The downsides of purchasing a leasehold apartment
Summary:
The negatives of purchasing a Leasehold apartment are the extra costs involved. They don’t have the same amount of capital gain opportunities as freehold properties.
They are more about lifestyle which means you won’t generate income from them, and if you are tenanting it out, the added amount of ground rent means your income won’t be as high.
TRANSCRIPTION:
The negatives of purchasing a leasehold apartment in the Auckland CBD. Now, a leasehold apartment has it's negatives because it has an extra cost - and this affects it's value. That's why they're so much cheaper. When you look at leasehold apartments, generally, they don't have the same amounts of capital gain opportunities as possible, so generally freehold apartments will have more capital gain in the future than a leasehold apartment.
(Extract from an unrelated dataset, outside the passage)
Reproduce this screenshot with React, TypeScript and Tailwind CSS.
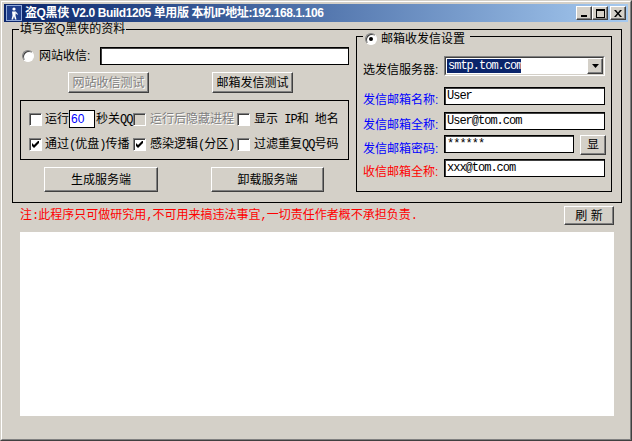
import type { ReactNode } from "react"

// classic win98-style controls
function Btn({ className = "", children, disabled = false }: { className?: string; children?: ReactNode; disabled?: boolean }) {
  return (
    <div
      className={`flex items-center justify-center shrink-0 bg-[#D4D0C8] border border-t-white border-l-white border-r-[#404040] border-b-[#404040] shadow-[inset_-1px_-1px_0_#808080] ${
        disabled ? "text-[#808080] [text-shadow:1px_1px_0_#ffffff]" : "text-black"
      } ${className}`}
    >
      {children}
    </div>
  )
}

function Check({ checked = false, disabled = false }: { checked?: boolean; disabled?: boolean }) {
  return (
    <span
      className={`w-[13px] h-[13px] shrink-0 flex items-center justify-center border border-t-[#808080] border-l-[#808080] border-r-white border-b-white shadow-[inset_1px_1px_0_#404040] ${
        disabled ? "bg-[#D4D0C8]" : "bg-white"
      }`}
    >
      {checked && (
        <svg width="7" height="7" viewBox="0 0 7 7">
          <path d="M0 2 L2 4 L6 0 L7 0 L7 2 L2 7 L0 5 Z" fill="#000" />
        </svg>
      )}
    </span>
  )
}

function Radio({ checked = false }: { checked?: boolean }) {
  return (
    <span className="w-[12px] h-[12px] shrink-0 rounded-full bg-white border border-t-[#808080] border-l-[#808080] border-r-white border-b-white shadow-[inset_1px_1px_0_#404040] flex items-center justify-center">
      {checked && <span className="w-[4px] h-[4px] rounded-full bg-black" />}
    </span>
  )
}

// half-width ascii like the old bitmap font
function A({ children }: { children: ReactNode }) {
  return <span className="font-['Liberation_Mono',monospace] text-[12px] tracking-[-1px]">{children}</span>
}

function Field({ className = "", children }: { className?: string; children?: ReactNode }) {
  return (
    <div
      className={`shrink-0 flex items-center bg-white border border-black shadow-[inset_1px_1px_0_#404040] pl-[2px] font-['Liberation_Mono','Noto_Sans_CJK_SC',monospace] text-[12px] tracking-[-1px] ${className}`}
    >
      {children}
    </div>
  )
}

function Label({ className = "", children }: { className?: string; children: ReactNode }) {
  return <span className={`w-[81px] shrink-0 mt-[8px] whitespace-nowrap ${className}`}>{children}</span>
}

export default function App() {
  return (
    <div className="w-[632px] h-[441px] overflow-hidden bg-[#D4D0C8] border border-t-[#D4D0C8] border-l-[#D4D0C8] border-r-[#404040] border-b-[#404040] text-[12px] leading-[12px] text-black font-['Liberation_Sans','Noto_Sans_CJK_SC',sans-serif]">
      <div className="h-full flex flex-col border border-t-white border-l-white border-r-[#808080] border-b-[#808080] p-[2px]">
        {/* title bar */}
        <div className="h-[18px] shrink-0 flex items-center bg-linear-to-r from-[#0A246A] to-[#A6CAF0] pl-[2px] pr-[2px]">
          <svg width="16" height="16" viewBox="0 0 16 16">
            <rect x="0.5" y="0.5" width="15" height="15" fill="#1F3E8C" stroke="#8FA8D8" />
            <circle cx="8" cy="4" r="1.6" fill="#fff" />
            <path d="M6 6.5h4l-0.5 4 1 4h-1.5l-1-3.2-1 3.2h-1.5l1-4z" fill="#fff" />
            <path d="M10 6.8l2 2.5-0.8 0.5-1.6-1.8z" fill="#fff" />
          </svg>
          <span className="ml-[3px] font-bold text-white whitespace-nowrap tracking-[-0.4px]">盗Q黑侠 V2.0 Build1205 单用版 本机IP地址:192.168.1.106</span>
          <div className="ml-auto flex items-center">
            <Btn className="w-[16px] h-[14px]">
              <svg width="8" height="7" viewBox="0 0 8 7">
                <rect x="1" y="5" width="6" height="2" fill="#000" />
              </svg>
            </Btn>
            <Btn className="w-[16px] h-[14px]">
              <svg width="9" height="9" viewBox="0 0 9 9">
                <rect x="0.5" y="0.5" width="8" height="8" fill="none" stroke="#000" />
                <rect x="0" y="0" width="9" height="2" fill="#000" />
              </svg>
            </Btn>
            <Btn className="w-[16px] h-[14px] ml-[2px]">
              <svg width="8" height="7" viewBox="0 0 8 7">
                <path d="M0 0h2l2 2.5 2-2.5h2l-3 3.5 3 3.5h-2l-2-2.5-2 2.5h-2l3-3.5z" fill="#000" />
              </svg>
            </Btn>
          </div>
        </div>

        {/* main group */}
        <fieldset className="mt-[1px] ml-[8px] w-[610px] border border-black pb-[10px]">
          <legend className="ml-[6px] px-[1px] leading-[12px]">填写盗Q黑侠的资料</legend>
          <div className="flex items-start">
            {/* left column */}
            <div className="w-[343px] shrink-0 flex flex-col">
              <div className="mt-[12px] h-[18px] flex items-center pl-[9px] pr-[7px]">
                <Radio />
                <span className="ml-[5px]">网站收信:</span>
                <Field className="ml-auto w-[249px] h-[18px]" />
              </div>
              <div className="mt-[7px] flex">
                <Btn disabled className="ml-[55px] w-[81px] h-[21px]">网站收信测试</Btn>
                <Btn className="ml-[63px] w-[81px] h-[21px]">邮箱发信测试</Btn>
              </div>
              <div className="mt-[7px] ml-[7px] w-[329px] border border-black pt-[9px] pb-[6px] pl-[8px] grid grid-cols-[104px_104px_104px] gap-y-[7px]">
                <div className="h-[18px] flex items-center whitespace-nowrap">
                  <Check />
                  <span className="ml-[3px]">运行</span>
                  <div className="w-[26px] h-[18px] shrink-0 flex items-center bg-white border border-black pl-[1px] text-[#0000FF]">60</div>
                  <span className="ml-[1px]">
                    秒关<A>QQ</A>
                  </span>
                </div>
                <div className="h-[18px] flex items-center whitespace-nowrap">
                  <Check disabled />
                  <span className="ml-[4px] text-[#808080] [text-shadow:1px_1px_0_#ffffff]">运行后隐藏进程</span>
                </div>
                <div className="h-[18px] flex items-center whitespace-nowrap">
                  <Check />
                  <span className="ml-[4px]">
                    显示<A> IP</A>和<A> </A>地名
                  </span>
                </div>
                <div className="h-[18px] flex items-center whitespace-nowrap">
                  <Check checked />
                  <span className="ml-[3px]">
                    通过<A>(</A>优盘<A>)</A>传播
                  </span>
                </div>
                <div className="h-[18px] flex items-center whitespace-nowrap">
                  <Check checked />
                  <span className="ml-[4px]">
                    感染逻辑<A>(</A>分区<A>)</A>
                  </span>
                </div>
                <div className="h-[18px] flex items-center whitespace-nowrap">
                  <Check />
                  <span className="ml-[4px]">
                    过滤重复<A>QQ</A>号码
                  </span>
                </div>
              </div>
              <div className="mt-[7px] flex">
                <Btn className="ml-[31px] w-[114px] h-[25px]">生成服务端</Btn>
                <Btn className="ml-[53px] w-[113px] h-[25px]">卸载服务端</Btn>
              </div>
            </div>

            {/* right group */}
            <fieldset className="-mt-[8px] w-[256px] shrink-0 border border-black pl-[6px] pb-[14px]">
              <legend className="pt-[6px] pl-[2px] pr-[5px]">
                <span className="flex items-center h-[12px]">
                  <Radio checked />
                  <span className="ml-[4px]">邮箱收发信设置</span>
                </span>
              </legend>
              <div className="flex flex-col">
                <div className="mt-[11px] h-[20px] flex items-center">
                  <Label>选发信服务器:</Label>
                  <div className="w-[161px] h-[20px] shrink-0 border border-t-[#808080] border-l-[#808080] border-r-white border-b-white">
                    <div className="h-full flex items-center bg-white border border-t-[#404040] border-l-[#404040] border-r-[#D4D0C8] border-b-[#D4D0C8]">
                      <span className="ml-[1px] h-[14px] w-[74px] flex items-center pl-[1px] bg-[#0A246A] text-white font-['Liberation_Mono',monospace] text-[12px] tracking-[-1px]">
                        smtp.tom.com
                      </span>
                      <Btn className="ml-auto w-[16px] h-full">
                        <svg width="7" height="4" viewBox="0 0 7 4">
                          <path d="M0 0h7l-3.5 4z" fill="#000" />
                        </svg>
                      </Btn>
                    </div>
                  </div>
                </div>
                <div className="mt-[11px] h-[18px] flex items-center">
                  <Label className="text-[#0000FF]">发信邮箱名称:</Label>
                  <Field className="w-[161px] h-[18px]">User</Field>
                </div>
                <div className="mt-[7px] h-[18px] flex items-center">
                  <Label className="text-[#0000FF]">发信邮箱全称:</Label>
                  <Field className="w-[161px] h-[18px]">User@tom.com</Field>
                </div>
                <div className="mt-[5px] h-[20px] flex items-center">
                  <Label className="text-[#0000FF]">发信邮箱密码:</Label>
                  <Field className="w-[130px] h-[18px] self-start">******</Field>
                  <Btn className="ml-[6px] w-[26px] h-[20px]">显</Btn>
                </div>
                <div className="mt-[4px] h-[18px] flex items-center">
                  <Label className="text-[#FF0000]">收信邮箱全称:</Label>
                  <Field className="w-[161px] h-[18px]">xxx@tom.com</Field>
                </div>
              </div>
            </fieldset>
          </div>
        </fieldset>

        {/* note + refresh */}
        <div className="mt-[3px] h-[19px] shrink-0 flex items-center pl-[16px] pr-[14px]">
          <span className="text-[#FF0000] whitespace-nowrap">
            注<A>:</A>此程序只可做研究用<A>,</A>不可用来搞违法事宜<A>,</A>一切责任作者概不承担负责<A>.</A>
          </span>
          <Btn className="ml-auto w-[50px] h-[19px]">刷 新</Btn>
        </div>

        {/* log area */}
        <div className="mt-[7px] ml-[16px] w-[594px] h-[184px] shrink-0 bg-white" />
      </div>
    </div>
  )
}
This is because that ground root will increase over the years. Having said that, leasehold has had such a bad stigma in New Zealand that my feeling is with a lot of buildings - not all - but in a lot of buildings in the CBD they're undervalued and some yes, there is capital gain there.
And then the other side is if you're buying something so cheap, on a percentage term it goes up - say you buy it for $200,000 and it goes up to $220,000 then that's a 10% increase. But if you pay $600,000 for the freehold equivelant and it went up 10%, well then it would have to go up $60,000.
It is a tough one, but basically speaking leasehold apartments are more about living lifestyle, being able to free up your money to use in other ways. Because an investment is an investment, unless if it's giving you income - and if you're living in it, that means technically it's not an investment.
Yes, the big one is - leasehold doesn't have the same capital gain future that apartments have in my opinion. That doesn't mean that's set in stone, but that's how I see it.
Anyway, hope that helps. Cheers.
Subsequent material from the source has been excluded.